[Written instruction] Repeat the material below word for word and leave out all pictures.

— begin Dataset excerpt —

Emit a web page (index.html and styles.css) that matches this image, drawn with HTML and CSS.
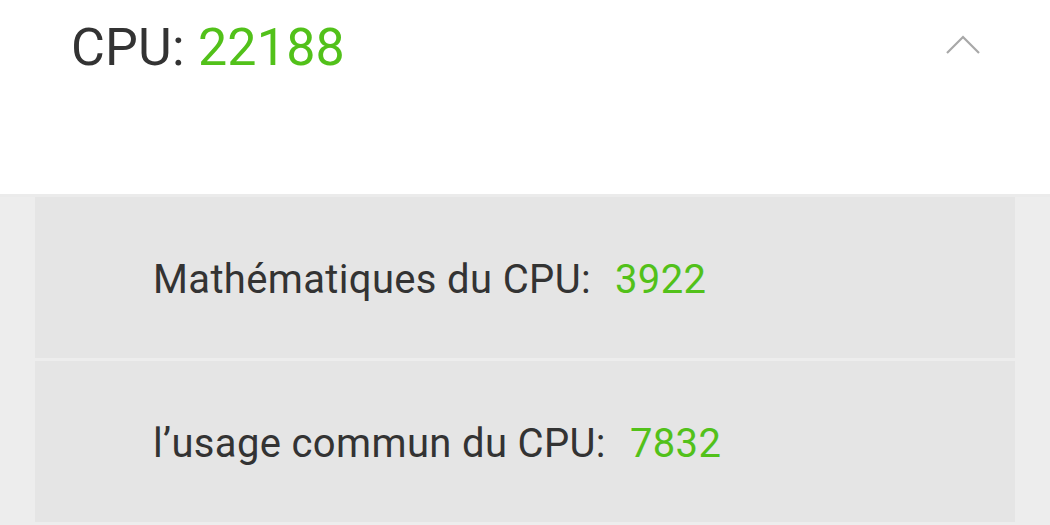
FILE: index.html
```html
<!DOCTYPE html>
<html>
<head>
<meta charset="utf-8">
<link rel="stylesheet" href="styles.css">
</head>
<body>
<div class="page">
  <header class="head">
    <div class="title">CPU: <span class="green">22188</span></div>
    <svg class="chev" width="36" height="20" viewBox="0 0 36 20"><path d="M1 18 L17 2 L33 18" fill="none" stroke="#a8a8a8" stroke-width="2.2"/></svg>
  </header>
  <div class="list">
    <div class="row"><span class="label">Mathématiques du CPU:</span><span class="val">3922</span></div>
    <div class="row"><span class="label">l’usage commun du CPU:</span><span class="val">7832</span></div>
  </div>
</div>
</body>
</html>
```
FILE: styles.css
```css
html, body { margin: 0; padding: 0; }
body { width: 1050px; height: 525px; overflow: hidden; background: #ededed; font-family: Roboto, "Noto Sans", sans-serif; }
.page { display: flex; flex-direction: column; }
.head { background: #fff; height: 194px; border-bottom: 3px solid #ebebeb; box-sizing: content-box; display: flex; align-items: flex-start; justify-content: space-between; padding: 0 68px 0 71px; }
.title { font-size: 52px; color: #333; margin-top: 17px; line-height: 62px; letter-spacing: 0.2px; }
.green { color: #52c11a; }
.chev { margin-top: 35px; }
.list { display: flex; flex-direction: column; gap: 3px; padding: 0 35px; }
.row { background: #e5e5e5; height: 161px; display: flex; align-items: center; padding: 4px 0 0 118px; box-sizing: border-box; font-size: 40px; letter-spacing: 0.35px; color: #333; }
.row .val { color: #52c11a; margin-left: 24px; }
```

— end Dataset excerpt —

[Exercise answer]
Emit a web page (index.html and styles.css) that matches this image, drawn with HTML and CSS.
FILE: index.html
```html
<!DOCTYPE html>
<html>
<head>
<meta charset="utf-8">
<link rel="stylesheet" href="styles.css">
</head>
<body>
<div class="page">
  <header class="head">
    <div class="title">CPU: <span class="green">22188</span></div>
    <svg class="chev" width="36" height="20" viewBox="0 0 36 20"><path d="M1 18 L17 2 L33 18" fill="none" stroke="#a8a8a8" stroke-width="2.2"/></svg>
  </header>
  <div class="list">
    <div class="row"><span class="label">Mathématiques du CPU:</span><span class="val">3922</span></div>
    <div class="row"><span class="label">l’usage commun du CPU:</span><span class="val">7832</span></div>
  </div>
</div>
</body>
</html>
```
FILE: styles.css
```css
html, body { margin: 0; padding: 0; }
body { width: 1050px; height: 525px; overflow: hidden; background: #ededed; font-family: Roboto, "Noto Sans", sans-serif; }
.page { display: flex; flex-direction: column; }
.head { background: #fff; height: 194px; border-bottom: 3px solid #ebebeb; box-sizing: content-box; display: flex; align-items: flex-start; justify-content: space-between; padding: 0 68px 0 71px; }
.title { font-size: 52px; color: #333; margin-top: 17px; line-height: 62px; letter-spacing: 0.2px; }
.green { color: #52c11a; }
.chev { margin-top: 35px; }
.list { display: flex; flex-direction: column; gap: 3px; padding: 0 35px; }
.row { background: #e5e5e5; height: 161px; display: flex; align-items: center; padding: 4px 0 0 118px; box-sizing: border-box; font-size: 40px; letter-spacing: 0.35px; color: #333; }
.row .val { color: #52c11a; margin-left: 24px; }
```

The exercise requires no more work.